Between the lines, I had time to grind the pressure-cooked meat mixture. The recipe says to discard the bay leaves but I say "Hogwash". Bay leaves don't really do anything anyway, they look the same after you've cooked as they did before. Hell, I've used the same bay leaf over and over for nearly 30 years and I dare anyone to tell the difference! 

Then you mix the oatmeal with the ground meat, grind some tellicherry pepper on top, mix some more, and put it into loaf pans. That's where I am now.


8:23:05 PM    comment []

I just posted this comment over The Raven's in response to his brilliant SOTU analysis and then decided I wanted to say it here too:

This will be the last SOTU with real actors. The next one will use animated computer generated characters and great sci-fi effects from Industrial Light & Magic. It is no longer necessary for humans to participate in this event in any manner, even the television audience will be replaced by enthusiastic hamsters!

Hey, Raven, put on your master sommelier cap and tell us what wine best accompanies a Presidential address!


6:17:53 PM    comment []

I'm serious about this goetta, but I'm doing an experiment while making it - I'm using the pressure cooker. The starter pistol for this idea was, like the 16-bean soup over the weekend, the article about pressure cookers in the January 20 issue of The Rosengarten Report. Almost as a throwaway line, he states "And, of course, if you've got the time to make home-made stock, you'd better schedule at least . . . 30 minutes . . . to reach the finish line."

That got me thinking about Goetta - III, one of the links I posted this morning, the recipe that had the bones. It was immediately appealing because, as Brit Liz keeps reminding me, there's nothing like the bones to add depth of flavor to meat dishes. They're loaded with collagen as well, which certainly won't hurt the process of setting for the goetta. Sounds like a natural to me.

My instincts tell me to pressure cook it an hour, since Goetta- III calls for 3 hours of simmering the pork, beef, onions, celery, and seasonings. However, after some thought, remembering that Louisiana boudin only boils an hour in the Bruce Aidell recipe, I decided to go with the 30 minutes Mr. Rosengarten says is adequate for stock. The dried beans came out perfect in the time (20 minutes) he suggested, but I set the Polder timer for 35 minutes simply to satisfy my inner need to fiddle with time and ingredients.
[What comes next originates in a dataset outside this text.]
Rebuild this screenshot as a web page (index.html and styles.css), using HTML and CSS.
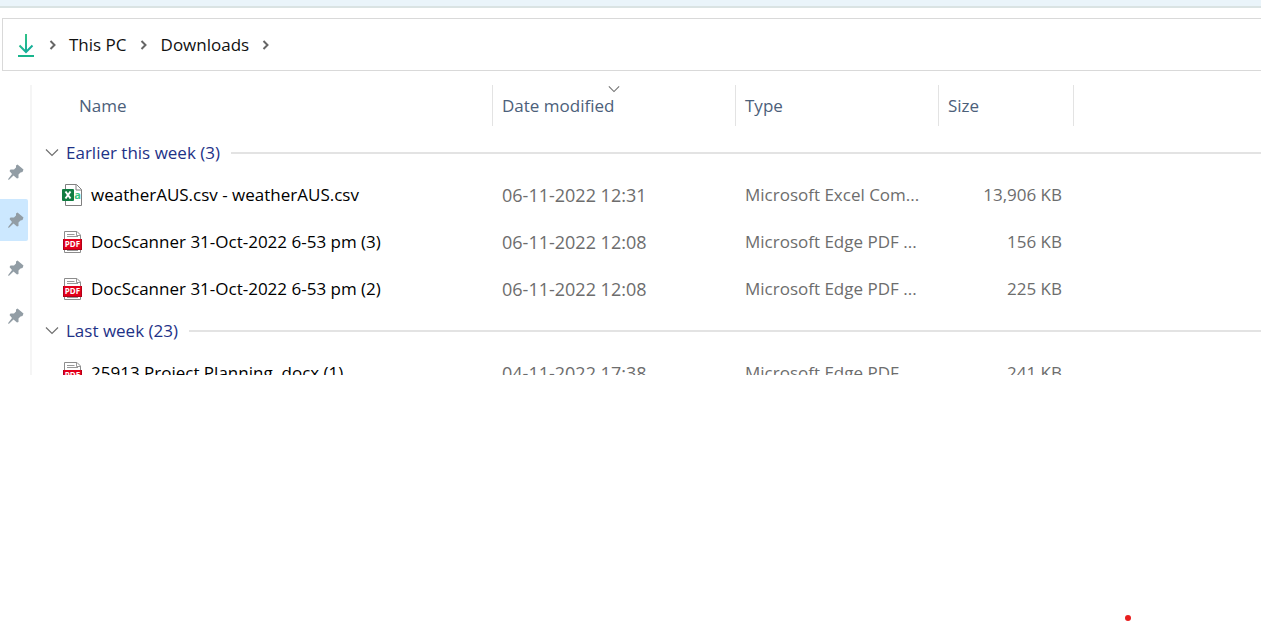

The latter urge has been satisfied with my choice of meats, carefully selected at Harris Teeter with an eye on price and the bones. The normally inexpensive, tougher cuts of beef round were hiseously overpriced - about $3.50 a pound. I found some beef short ribs with a dollar off instant coupon amd supplemented them with some boneless beef short ribs. Pork butt was on sale at $1.49/lb. A whole 4-5 pork butt was a bit too much meat, though I could always use the remainder to make sausage this weekend, so I glanced up to the next shelf and picked up two pork butt steaks bone-in at the same cost. That looked just about right. I cut them up and now they have about 25 minutes left in the pressure cooker.

Next part is cooking the McCann's Irish Oatmeal for an hour or more in the stock from the pressure cooker. Then grind the meat, mix it all together, and let it chill out in pans overnight in the fridge. You can buy McCann's here.

If you prefer Hamlyn's Scottish Oatmeal, you can buy it online here or here.


5:14:13 PM    comment []

Time to make some goetta. Famous in Cincinnati, where they even have a Goettafest, it's a boiled pork/beef sausage allowed to cool and set in pans, similar to more commonly known Pennsylvanian scrapple, but made with pinhead oatmeal (like haggis!) instead of cornmeal. Like Louisiana boudin, the meat is boiled with onions, but no red pepper flakes are added. Also, like boudin, liver is an optional ingredient. Other variations of meat boiled with grain include Amish panhaus (pork with buckwheat groats) and gritze (popular in northwest Ohio - I believe it also uses buckwheat, but can find no references...). You can read about the history of goetta if you like, but let's make some first:

Goetta - I

1 pound ground pork and 1 pound ground beef
8 cups water
2 1/2 cups pinhead oatmeal (we used steel cut)
1 large onion, sliced *
1 to 4 bay leaves, optional *
2 teaspoons salt
Pinch of pepper

In a large pot with a lid, boil the water, add salt, pepper and oatmeal. Cover and let cook for two hours, stirring often. Add the meat, onion and bay leaves. Mix well. Cook for another hour, stirring often. Remove bay leaf. Pour into bread pans (size doesn't matter) and Refrigerate overnight

To serve: Slice the goetta and fry it until crispy or just until heated through. Goetta may be served with pancakes and eggs, on sandwiches or in place of meat at dinner.

Goetta - II - use the link This one has sage and thyme.

Goetta - III - This one advises boiling the bones too, like boudin, and grinding after the meat has cooled. It will take more time, but the flavor payoff makes it worth it.